- [Task description] Print the data exactly, leaving nothing out.

- [Data segment]
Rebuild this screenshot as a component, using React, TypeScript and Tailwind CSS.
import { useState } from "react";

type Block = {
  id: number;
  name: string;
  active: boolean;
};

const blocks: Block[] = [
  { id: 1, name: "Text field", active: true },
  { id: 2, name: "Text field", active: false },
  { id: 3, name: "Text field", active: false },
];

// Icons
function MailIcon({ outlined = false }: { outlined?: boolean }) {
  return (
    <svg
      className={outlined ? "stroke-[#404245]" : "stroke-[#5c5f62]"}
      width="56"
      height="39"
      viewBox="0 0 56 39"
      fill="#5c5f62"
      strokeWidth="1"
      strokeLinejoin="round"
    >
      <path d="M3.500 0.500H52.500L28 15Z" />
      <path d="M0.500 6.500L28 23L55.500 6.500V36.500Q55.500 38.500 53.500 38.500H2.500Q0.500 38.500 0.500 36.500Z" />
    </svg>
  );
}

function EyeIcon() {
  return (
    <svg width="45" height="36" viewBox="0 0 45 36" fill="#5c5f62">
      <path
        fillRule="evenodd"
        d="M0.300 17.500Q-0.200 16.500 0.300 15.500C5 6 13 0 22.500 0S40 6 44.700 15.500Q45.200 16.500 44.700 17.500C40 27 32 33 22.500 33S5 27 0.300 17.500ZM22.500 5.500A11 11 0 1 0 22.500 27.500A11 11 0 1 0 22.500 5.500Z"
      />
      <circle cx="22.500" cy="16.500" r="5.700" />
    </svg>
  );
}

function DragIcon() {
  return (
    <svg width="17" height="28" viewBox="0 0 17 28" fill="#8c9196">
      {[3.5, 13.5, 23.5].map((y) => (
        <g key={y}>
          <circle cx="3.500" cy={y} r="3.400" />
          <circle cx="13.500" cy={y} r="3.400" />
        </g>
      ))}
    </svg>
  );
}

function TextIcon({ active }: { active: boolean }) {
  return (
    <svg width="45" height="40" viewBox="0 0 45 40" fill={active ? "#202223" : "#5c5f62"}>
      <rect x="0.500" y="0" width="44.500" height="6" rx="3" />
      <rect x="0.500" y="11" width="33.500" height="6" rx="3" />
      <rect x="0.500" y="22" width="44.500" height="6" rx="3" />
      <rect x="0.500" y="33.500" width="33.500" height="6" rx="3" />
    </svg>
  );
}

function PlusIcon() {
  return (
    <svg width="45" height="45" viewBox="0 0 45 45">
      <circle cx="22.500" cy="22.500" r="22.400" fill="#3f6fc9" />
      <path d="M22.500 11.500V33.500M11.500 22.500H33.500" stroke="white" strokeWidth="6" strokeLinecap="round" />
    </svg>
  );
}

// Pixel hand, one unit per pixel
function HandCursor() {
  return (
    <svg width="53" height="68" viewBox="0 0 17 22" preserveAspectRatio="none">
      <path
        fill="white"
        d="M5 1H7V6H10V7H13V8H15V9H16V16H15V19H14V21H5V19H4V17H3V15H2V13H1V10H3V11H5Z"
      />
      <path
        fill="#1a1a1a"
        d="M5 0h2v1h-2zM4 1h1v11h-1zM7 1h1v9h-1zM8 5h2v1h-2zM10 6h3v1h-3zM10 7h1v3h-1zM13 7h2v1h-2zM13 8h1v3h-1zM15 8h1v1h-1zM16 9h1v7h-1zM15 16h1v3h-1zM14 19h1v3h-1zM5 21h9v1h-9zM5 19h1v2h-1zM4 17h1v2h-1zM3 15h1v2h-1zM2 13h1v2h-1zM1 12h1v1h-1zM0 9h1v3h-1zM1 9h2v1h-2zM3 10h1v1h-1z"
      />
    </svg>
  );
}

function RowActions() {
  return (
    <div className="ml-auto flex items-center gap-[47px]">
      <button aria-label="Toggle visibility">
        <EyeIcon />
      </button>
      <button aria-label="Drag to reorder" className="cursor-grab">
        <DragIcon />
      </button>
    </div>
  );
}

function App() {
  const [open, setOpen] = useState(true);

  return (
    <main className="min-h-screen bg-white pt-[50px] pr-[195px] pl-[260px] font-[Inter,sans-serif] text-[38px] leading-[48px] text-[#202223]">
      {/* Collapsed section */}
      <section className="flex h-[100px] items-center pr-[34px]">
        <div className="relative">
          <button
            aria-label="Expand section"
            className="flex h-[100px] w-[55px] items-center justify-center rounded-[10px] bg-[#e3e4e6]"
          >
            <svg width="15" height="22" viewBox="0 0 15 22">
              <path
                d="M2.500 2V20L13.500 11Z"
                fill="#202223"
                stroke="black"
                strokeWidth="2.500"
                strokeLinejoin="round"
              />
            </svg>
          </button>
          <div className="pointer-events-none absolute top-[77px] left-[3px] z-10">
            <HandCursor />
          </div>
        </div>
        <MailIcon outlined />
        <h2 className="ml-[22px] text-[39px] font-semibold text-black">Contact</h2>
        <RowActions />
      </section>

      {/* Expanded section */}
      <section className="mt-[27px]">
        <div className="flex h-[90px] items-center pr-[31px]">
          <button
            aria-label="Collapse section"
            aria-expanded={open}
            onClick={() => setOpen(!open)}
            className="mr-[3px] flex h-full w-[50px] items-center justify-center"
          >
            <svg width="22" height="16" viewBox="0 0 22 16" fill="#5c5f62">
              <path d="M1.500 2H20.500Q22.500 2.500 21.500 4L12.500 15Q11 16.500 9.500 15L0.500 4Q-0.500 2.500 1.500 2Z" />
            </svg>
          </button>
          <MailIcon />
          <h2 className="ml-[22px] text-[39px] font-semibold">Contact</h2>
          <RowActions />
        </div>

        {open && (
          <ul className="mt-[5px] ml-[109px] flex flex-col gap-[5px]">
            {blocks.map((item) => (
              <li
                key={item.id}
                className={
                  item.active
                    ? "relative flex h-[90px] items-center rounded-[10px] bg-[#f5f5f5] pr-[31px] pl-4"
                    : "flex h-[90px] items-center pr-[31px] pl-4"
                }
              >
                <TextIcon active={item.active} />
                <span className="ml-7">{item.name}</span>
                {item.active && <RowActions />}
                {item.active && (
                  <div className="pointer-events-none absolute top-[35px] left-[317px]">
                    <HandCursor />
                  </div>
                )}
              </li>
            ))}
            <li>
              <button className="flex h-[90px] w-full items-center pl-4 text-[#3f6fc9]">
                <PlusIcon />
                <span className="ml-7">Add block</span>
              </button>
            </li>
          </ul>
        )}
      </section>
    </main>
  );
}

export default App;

- [Response]
Rebuild this screenshot as a component, using React, TypeScript and Tailwind CSS.
import { useState } from "react";

type Block = {
  id: number;
  name: string;
  active: boolean;
};

const blocks: Block[] = [
  { id: 1, name: "Text field", active: true },
  { id: 2, name: "Text field", active: false },
  { id: 3, name: "Text field", active: false },
];

// Icons
function MailIcon({ outlined = false }: { outlined?: boolean }) {
  return (
    <svg
      className={outlined ? "stroke-[#404245]" : "stroke-[#5c5f62]"}
      width="56"
      height="39"
      viewBox="0 0 56 39"
      fill="#5c5f62"
      strokeWidth="1"
      strokeLinejoin="round"
    >
      <path d="M3.500 0.500H52.500L28 15Z" />
      <path d="M0.500 6.500L28 23L55.500 6.500V36.500Q55.500 38.500 53.500 38.500H2.500Q0.500 38.500 0.500 36.500Z" />
    </svg>
  );
}

function EyeIcon() {
  return (
    <svg width="45" height="36" viewBox="0 0 45 36" fill="#5c5f62">
      <path
        fillRule="evenodd"
        d="M0.300 17.500Q-0.200 16.500 0.300 15.500C5 6 13 0 22.500 0S40 6 44.700 15.500Q45.200 16.500 44.700 17.500C40 27 32 33 22.500 33S5 27 0.300 17.500ZM22.500 5.500A11 11 0 1 0 22.500 27.500A11 11 0 1 0 22.500 5.500Z"
      />
      <circle cx="22.500" cy="16.500" r="5.700" />
    </svg>
  );
}

function DragIcon() {
  return (
    <svg width="17" height="28" viewBox="0 0 17 28" fill="#8c9196">
      {[3.5, 13.5, 23.5].map((y) => (
        <g key={y}>
          <circle cx="3.500" cy={y} r="3.400" />
          <circle cx="13.500" cy={y} r="3.400" />
        </g>
      ))}
    </svg>
  );
}

function TextIcon({ active }: { active: boolean }) {
  return (
    <svg width="45" height="40" viewBox="0 0 45 40" fill={active ? "#202223" : "#5c5f62"}>
      <rect x="0.500" y="0" width="44.500" height="6" rx="3" />
      <rect x="0.500" y="11" width="33.500" height="6" rx="3" />
      <rect x="0.500" y="22" width="44.500" height="6" rx="3" />
      <rect x="0.500" y="33.500" width="33.500" height="6" rx="3" />
    </svg>
  );
}

function PlusIcon() {
  return (
    <svg width="45" height="45" viewBox="0 0 45 45">
      <circle cx="22.500" cy="22.500" r="22.400" fill="#3f6fc9" />
      <path d="M22.500 11.500V33.500M11.500 22.500H33.500" stroke="white" strokeWidth="6" strokeLinecap="round" />
    </svg>
  );
}

// Pixel hand, one unit per pixel
function HandCursor() {
  return (
    <svg width="53" height="68" viewBox="0 0 17 22" preserveAspectRatio="none">
      <path
        fill="white"
        d="M5 1H7V6H10V7H13V8H15V9H16V16H15V19H14V21H5V19H4V17H3V15H2V13H1V10H3V11H5Z"
      />
      <path
        fill="#1a1a1a"
        d="M5 0h2v1h-2zM4 1h1v11h-1zM7 1h1v9h-1zM8 5h2v1h-2zM10 6h3v1h-3zM10 7h1v3h-1zM13 7h2v1h-2zM13 8h1v3h-1zM15 8h1v1h-1zM16 9h1v7h-1zM15 16h1v3h-1zM14 19h1v3h-1zM5 21h9v1h-9zM5 19h1v2h-1zM4 17h1v2h-1zM3 15h1v2h-1zM2 13h1v2h-1zM1 12h1v1h-1zM0 9h1v3h-1zM1 9h2v1h-2zM3 10h1v1h-1z"
      />
    </svg>
  );
}

function RowActions() {
  return (
    <div className="ml-auto flex items-center gap-[47px]">
      <button aria-label="Toggle visibility">
        <EyeIcon />
      </button>
      <button aria-label="Drag to reorder" className="cursor-grab">
        <DragIcon />
      </button>
    </div>
  );
}

function App() {
  const [open, setOpen] = useState(true);

  return (
    <main className="min-h-screen bg-white pt-[50px] pr-[195px] pl-[260px] font-[Inter,sans-serif] text-[38px] leading-[48px] text-[#202223]">
      {/* Collapsed section */}
      <section className="flex h-[100px] items-center pr-[34px]">
        <div className="relative">
          <button
            aria-label="Expand section"
            className="flex h-[100px] w-[55px] items-center justify-center rounded-[10px] bg-[#e3e4e6]"
          >
            <svg width="15" height="22" viewBox="0 0 15 22">
              <path
                d="M2.500 2V20L13.500 11Z"
                fill="#202223"
                stroke="black"
                strokeWidth="2.500"
                strokeLinejoin="round"
              />
            </svg>
          </button>
          <div className="pointer-events-none absolute top-[77px] left-[3px] z-10">
            <HandCursor />
          </div>
        </div>
        <MailIcon outlined />
        <h2 className="ml-[22px] text-[39px] font-semibold text-black">Contact</h2>
        <RowActions />
      </section>

      {/* Expanded section */}
      <section className="mt-[27px]">
        <div className="flex h-[90px] items-center pr-[31px]">
          <button
            aria-label="Collapse section"
            aria-expanded={open}
            onClick={() => setOpen(!open)}
            className="mr-[3px] flex h-full w-[50px] items-center justify-center"
          >
            <svg width="22" height="16" viewBox="0 0 22 16" fill="#5c5f62">
              <path d="M1.500 2H20.500Q22.500 2.500 21.500 4L12.500 15Q11 16.500 9.500 15L0.500 4Q-0.500 2.500 1.500 2Z" />
            </svg>
          </button>
          <MailIcon />
          <h2 className="ml-[22px] text-[39px] font-semibold">Contact</h2>
          <RowActions />
        </div>

        {open && (
          <ul className="mt-[5px] ml-[109px] flex flex-col gap-[5px]">
            {blocks.map((item) => (
              <li
                key={item.id}
                className={
                  item.active
                    ? "relative flex h-[90px] items-center rounded-[10px] bg-[#f5f5f5] pr-[31px] pl-4"
                    : "flex h-[90px] items-center pr-[31px] pl-4"
                }
              >
                <TextIcon active={item.active} />
                <span className="ml-7">{item.name}</span>
                {item.active && <RowActions />}
                {item.active && (
                  <div className="pointer-events-none absolute top-[35px] left-[317px]">
                    <HandCursor />
                  </div>
                )}
              </li>
            ))}
            <li>
              <button className="flex h-[90px] w-full items-center pl-4 text-[#3f6fc9]">
                <PlusIcon />
                <span className="ml-7">Add block</span>
              </button>
            </li>
          </ul>
        )}
      </section>
    </main>
  );
}

export default App;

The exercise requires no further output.